Rudolf Němec
22/02/26–14/06/26

curator: Petra Příkazská | Behind the Wall

The exhibition space Behind the Wall, which is part of the permanent exhibition 20th-Century Czech Art and Its Labels, is dedicated to artists who in 1948–1989 worked outside official structures of cultural policy – either on the underground scene or in the grey area overlooked by official institutions. They often created experimental works, action art, happenings or other intangible or temporary installations. Seen from today’s perspective, these works – created and shown “behind the walls” of studios, homes or weekend cottages – are some of the conceptually richest artistic documents of that era.

The work of Rudolf Němec (1936–2015) transcends the boundaries between media and stylistic labels. Besides being one of the most distinctive painters of the New Figuration, Němec also participated in various happenings and performances, made short films and wrote literature and poetry. He explored all of these activities in close connection with the other members of the Crusaders’ School of Pure Humour Without Jokes, which functioned as an important platform for underground art in the late 1960s and early 1970s.

The beginnings of Němec’s painting practice were influenced by his encounter with the work of Yves Klein and Antonio Recalcati at the Vienna exhibition Pop etc. (1964, Museum des XX. Jahrhunderts). He subsequently introduced onto the Czech scene art actions in which the work of art was made using an imprint of the human body. Here, originally free performative practice took on a darker form influenced by the totalitarian culture of fear and the second face hidden behind closed doors. Němec initially imprinted himself and other objects directly onto a layer of enamel. This direct imprint of the body felt naturalistic, like an evocation of pulsating life. From the physical imprint of a specific person, he relatively quickly moved towards decalcomania impressions of plastic figurines in which he used wires to model the nodal points and energy pathways inside the body. He even exhibited these Suits for a Medium as independent objects in their own right.

In parallel with his imprints and impressions, Němec also began to work with the spray paint and stencils, for which he cut shadow outlines out of cardboard. He was even more fascinated by the objects with which we surround ourselves at home – grids and latticework patterns whose rhythm both relaxes and stimulates us. His canvases thus contained shadows of bathroom mats, sinks and washbasins, industrial grilles, doormats, etc.

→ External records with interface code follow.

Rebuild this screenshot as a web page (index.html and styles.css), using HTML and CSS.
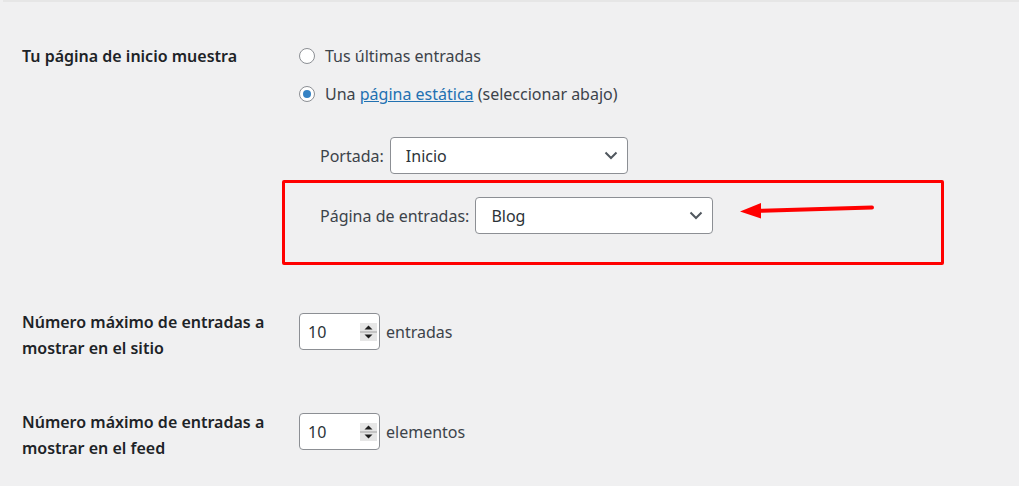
FILE: index.html
```html
<html>
<head>
<title>Ajustes de lectura</title>
<link rel="stylesheet" href="styles.css">
</head>
<body>
<div class="top_edge"></div>
<div class="form_wrap">

    <div class="row row_front">
	<div class="row_label">Tu página de inicio muestra</div>
	<div class="row_field">
	    <div class="radio_line">
		<span class="radio"></span>
		Tus últimas entradas
	    </div>
	    <div class="radio_line">
		<span class="radio checked"></span>
		Una&nbsp;<a href="#">página estática</a>&nbsp;(seleccionar abajo)
	    </div>

	    <div class="sub_line">
		<span class="sub_label">Portada:</span>
		<div class="select_box">
		    <span>Inicio</span>
		    <svg width="14" height="9" viewBox="0 0 14 9"><path d="M1.5 1.5 L7 7 L12.5 1.5" fill="none" stroke="#50575e" stroke-width="2"/></svg>
		</div>
	    </div>

	    <div class="highlight">
		<div class="sub_line">
		    <span class="sub_label">Página de entradas:</span>
		    <div class="select_box">
			<span>Blog</span>
			<svg width="14" height="9" viewBox="0 0 14 9"><path d="M1.5 1.5 L7 7 L12.5 1.5" fill="none" stroke="#50575e" stroke-width="2"/></svg>
		    </div>
		</div>
		<!-- arrow pointing at the posts page select -->
		<svg class="arrow" width="140" height="20" viewBox="0 0 140 20">
		    <path d="M20 9.8 L132 6.5" stroke="#ff0000" stroke-width="4" stroke-linecap="round"/>
		    <path d="M0 10.5 L21 2 L21 17.5 Z" fill="#ff0000"/>
		</svg>
	    </div>
	</div>
    </div>

    <div class="row row_posts">
	<div class="row_label">Número máximo de entradas a mostrar en el sitio</div>
	<div class="row_field inline_field">
	    <div class="number_box">
		<span>10</span>
		<svg class="spin" width="17" height="18" viewBox="0 0 17 18"><rect x="0" y="0" width="17" height="18" fill="#e6e6e6"/><rect x="0" y="8.5" width="17" height="1" fill="#a0a0a0"/><path d="M4.5 6.5 L8.5 2.5 L12.5 6.5 Z" fill="#1d1d1d"/><path d="M4.5 11.5 L8.5 15.5 L12.5 11.5 Z" fill="#1d1d1d"/></svg>
	    </div>
	    <span class="unit">entradas</span>
	</div>
    </div>

    <div class="row row_feed">
	<div class="row_label">Número máximo de entradas a mostrar en el feed</div>
	<div class="row_field inline_field">
	    <div class="number_box">
		<span>10</span>
		<svg class="spin" width="17" height="18" viewBox="0 0 17 18"><rect x="0" y="0" width="17" height="18" fill="#e6e6e6"/><rect x="0" y="8.5" width="17" height="1" fill="#a0a0a0"/><path d="M4.5 6.5 L8.5 2.5 L12.5 6.5 Z" fill="#1d1d1d"/><path d="M4.5 11.5 L8.5 15.5 L12.5 11.5 Z" fill="#1d1d1d"/></svg>
	    </div>
	    <span class="unit">elementos</span>
	</div>
    </div>

</div>
</body>
</html>
```

FILE: styles.css
```css
body {
    font-family: "Noto Sans", "Open Sans", sans-serif;
    font-size: 16px;
    color: #3c434a;
    background-color: #f0f0f1;
    margin: 0;
}

a {
    color: #2271b1;
    text-decoration: underline;
}

.top_edge {
    height: 2px;
    margin-left: 3px;
    background-color: #e6e6e6;
}

.form_wrap {
    padding-left: 22px;
}

.row {
    display: flex;
}
.row_label {
    width: 277px;
    flex: none;
    color: #1d2327;
    font-weight: 600;
    line-height: 26px;
    padding-right: 16px;
    box-sizing: border-box;
}
.row_front {
    padding-top: 40px;
}
.row_front > .row_label {
    padding-top: 1px;
}
.row_posts {
    padding-top: 44px;
}
.row_feed {
    padding-top: 48px;
}

.radio_line {
    display: flex;
    align-items: center;
    height: 28px;
    margin-bottom: 10px;
    line-height: 28px;
    white-space: nowrap;
}
.radio {
    width: 14px;
    height: 14px;
    border: 1px solid #8c8f94;
    border-radius: 50%;
    background-color: #ffffff;
    margin-right: 10px;
    position: relative;
    flex: none;
}
.radio.checked::after {
    content: "";
    position: absolute;
    left: 3px;
    top: 3px;
    width: 8px;
    height: 8px;
    border-radius: 50%;
    background-color: #3582c4;
}

.sub_line {
    display: flex;
    align-items: center;
    padding-left: 21px;
}
.row_field > .sub_line {
    margin-top: 29px;
}
.sub_label {
    margin-right: 6px;
}

.select_box {
    width: 238px;
    height: 37px;
    box-sizing: border-box;
    border: 1px solid #8c8f94;
    border-radius: 4px;
    background-color: #ffffff;
    color: #2c3338;
    font-size: 16px;
    display: flex;
    align-items: center;
    justify-content: space-between;
    padding: 0 9px 0 15px;
}

.highlight {
    position: relative;
    margin-left: -17px;
    margin-top: 6px;
    width: 662px;
    height: 85px;
    box-sizing: border-box;
    border: 3px solid #ff0000;
    border-radius: 2px;
    padding-top: 14px;
    padding-left: 14px;
}
.arrow {
    position: absolute;
    left: 455px;
    top: 18px;
}

.inline_field {
    display: flex;
    align-items: center;
    height: 37px;
    margin-top: 4px;
}
.number_box {
    width: 81px;
    height: 37px;
    box-sizing: border-box;
    border: 1px solid #8c8f94;
    border-radius: 4px;
    background-color: #ffffff;
    color: #2c3338;
    font-size: 16px;
    display: flex;
    align-items: center;
    justify-content: space-between;
    padding: 0 2px 0 8px;
}
.unit {
    margin-left: 6px;
}
```
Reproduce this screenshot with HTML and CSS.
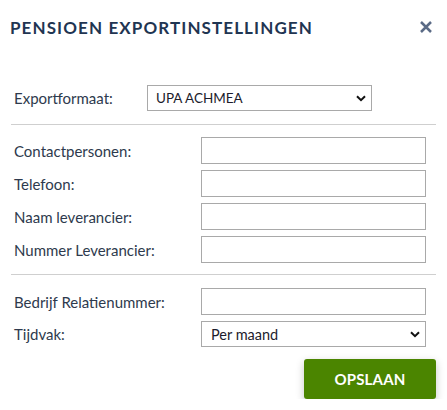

In the 1970s, Němec and his friends organized several actions in the landscape: Penetration, Dwelling, Cocooning etc. At the centre of these actions was man with all his potential and limitations. In order to express vulnerability and fragility, Němec used plastic film to separate the actors from their surroundings. Thus detached from the order of nature by this artificial cocoon, they were made untouchable and found themselves outside the order of time.